* Start *
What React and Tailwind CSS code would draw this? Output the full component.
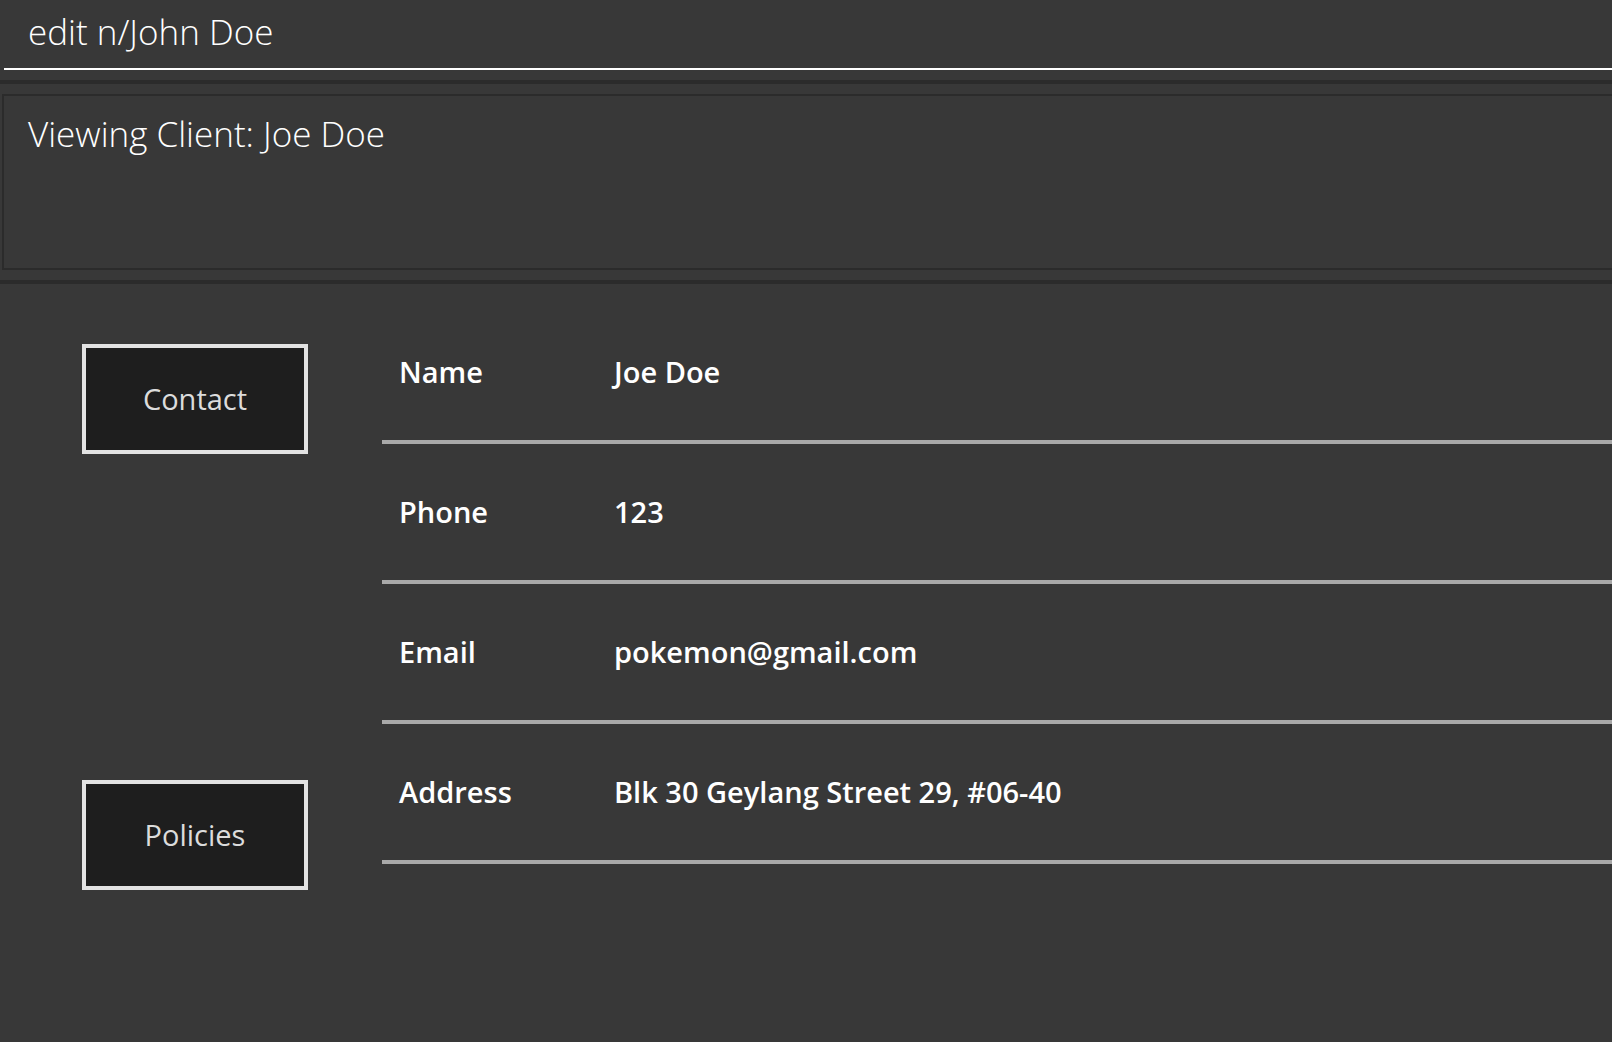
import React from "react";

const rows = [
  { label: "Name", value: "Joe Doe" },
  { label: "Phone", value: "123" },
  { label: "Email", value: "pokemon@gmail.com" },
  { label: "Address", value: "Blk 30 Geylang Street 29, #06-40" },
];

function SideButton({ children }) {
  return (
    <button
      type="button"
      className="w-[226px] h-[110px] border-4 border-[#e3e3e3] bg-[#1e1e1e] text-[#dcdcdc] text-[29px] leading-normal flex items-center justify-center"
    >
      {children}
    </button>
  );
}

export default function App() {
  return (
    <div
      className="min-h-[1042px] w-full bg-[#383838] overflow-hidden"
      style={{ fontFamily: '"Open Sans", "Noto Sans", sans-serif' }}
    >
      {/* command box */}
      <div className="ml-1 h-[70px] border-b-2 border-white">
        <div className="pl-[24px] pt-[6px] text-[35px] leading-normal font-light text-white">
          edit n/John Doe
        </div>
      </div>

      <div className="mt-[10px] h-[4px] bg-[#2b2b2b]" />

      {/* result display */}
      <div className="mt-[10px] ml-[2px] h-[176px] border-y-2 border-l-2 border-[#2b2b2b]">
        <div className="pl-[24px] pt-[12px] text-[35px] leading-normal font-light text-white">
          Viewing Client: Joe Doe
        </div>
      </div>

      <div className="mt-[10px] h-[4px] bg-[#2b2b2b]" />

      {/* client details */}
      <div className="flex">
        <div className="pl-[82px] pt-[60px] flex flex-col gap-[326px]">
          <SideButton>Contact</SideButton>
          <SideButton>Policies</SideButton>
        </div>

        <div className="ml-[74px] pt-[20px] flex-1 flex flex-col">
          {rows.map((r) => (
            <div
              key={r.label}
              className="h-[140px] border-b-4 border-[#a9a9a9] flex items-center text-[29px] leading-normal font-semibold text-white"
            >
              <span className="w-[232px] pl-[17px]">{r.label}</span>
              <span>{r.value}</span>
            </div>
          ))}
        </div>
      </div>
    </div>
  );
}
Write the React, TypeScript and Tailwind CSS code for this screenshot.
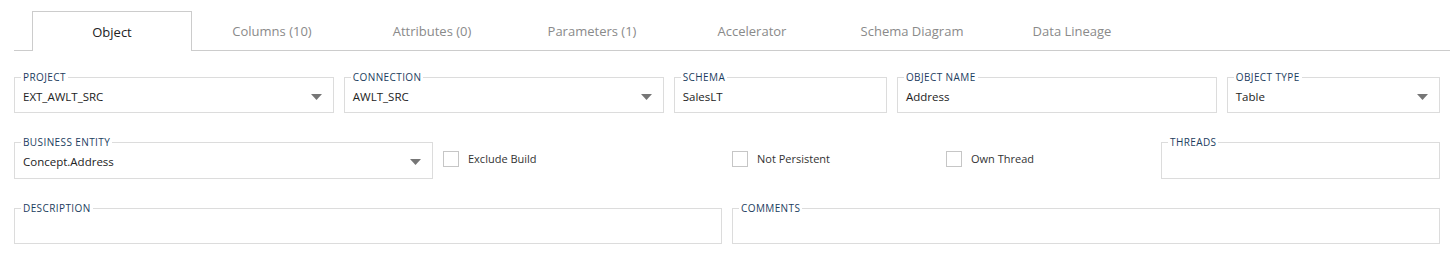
* End *
### YOUR GOAL
Quote the material word for word, dropping any images it holds.

### ANSWER TO THE PROBLEM
What React and Tailwind CSS code would draw this? Output the full component.
import React from "react";

const rows = [
  { label: "Name", value: "Joe Doe" },
  { label: "Phone", value: "123" },
  { label: "Email", value: "pokemon@gmail.com" },
  { label: "Address", value: "Blk 30 Geylang Street 29, #06-40" },
];

function SideButton({ children }) {
  return (
    <button
      type="button"
      className="w-[226px] h-[110px] border-4 border-[#e3e3e3] bg-[#1e1e1e] text-[#dcdcdc] text-[29px] leading-normal flex items-center justify-center"
    >
      {children}
    </button>
  );
}

export default function App() {
  return (
    <div
      className="min-h-[1042px] w-full bg-[#383838] overflow-hidden"
      style={{ fontFamily: '"Open Sans", "Noto Sans", sans-serif' }}
    >
      {/* command box */}
      <div className="ml-1 h-[70px] border-b-2 border-white">
        <div className="pl-[24px] pt-[6px] text-[35px] leading-normal font-light text-white">
          edit n/John Doe
        </div>
      </div>

      <div className="mt-[10px] h-[4px] bg-[#2b2b2b]" />

      {/* result display */}
      <div className="mt-[10px] ml-[2px] h-[176px] border-y-2 border-l-2 border-[#2b2b2b]">
        <div className="pl-[24px] pt-[12px] text-[35px] leading-normal font-light text-white">
          Viewing Client: Joe Doe
        </div>
      </div>

      <div className="mt-[10px] h-[4px] bg-[#2b2b2b]" />

      {/* client details */}
      <div className="flex">
        <div className="pl-[82px] pt-[60px] flex flex-col gap-[326px]">
          <SideButton>Contact</SideButton>
          <SideButton>Policies</SideButton>
        </div>

        <div className="ml-[74px] pt-[20px] flex-1 flex flex-col">
          {rows.map((r) => (
            <div
              key={r.label}
              className="h-[140px] border-b-4 border-[#a9a9a9] flex items-center text-[29px] leading-normal font-semibold text-white"
            >
              <span className="w-[232px] pl-[17px]">{r.label}</span>
              <span>{r.value}</span>
            </div>
          ))}
        </div>
      </div>
    </div>
  );
}
Write the React, TypeScript and Tailwind CSS code for this screenshot.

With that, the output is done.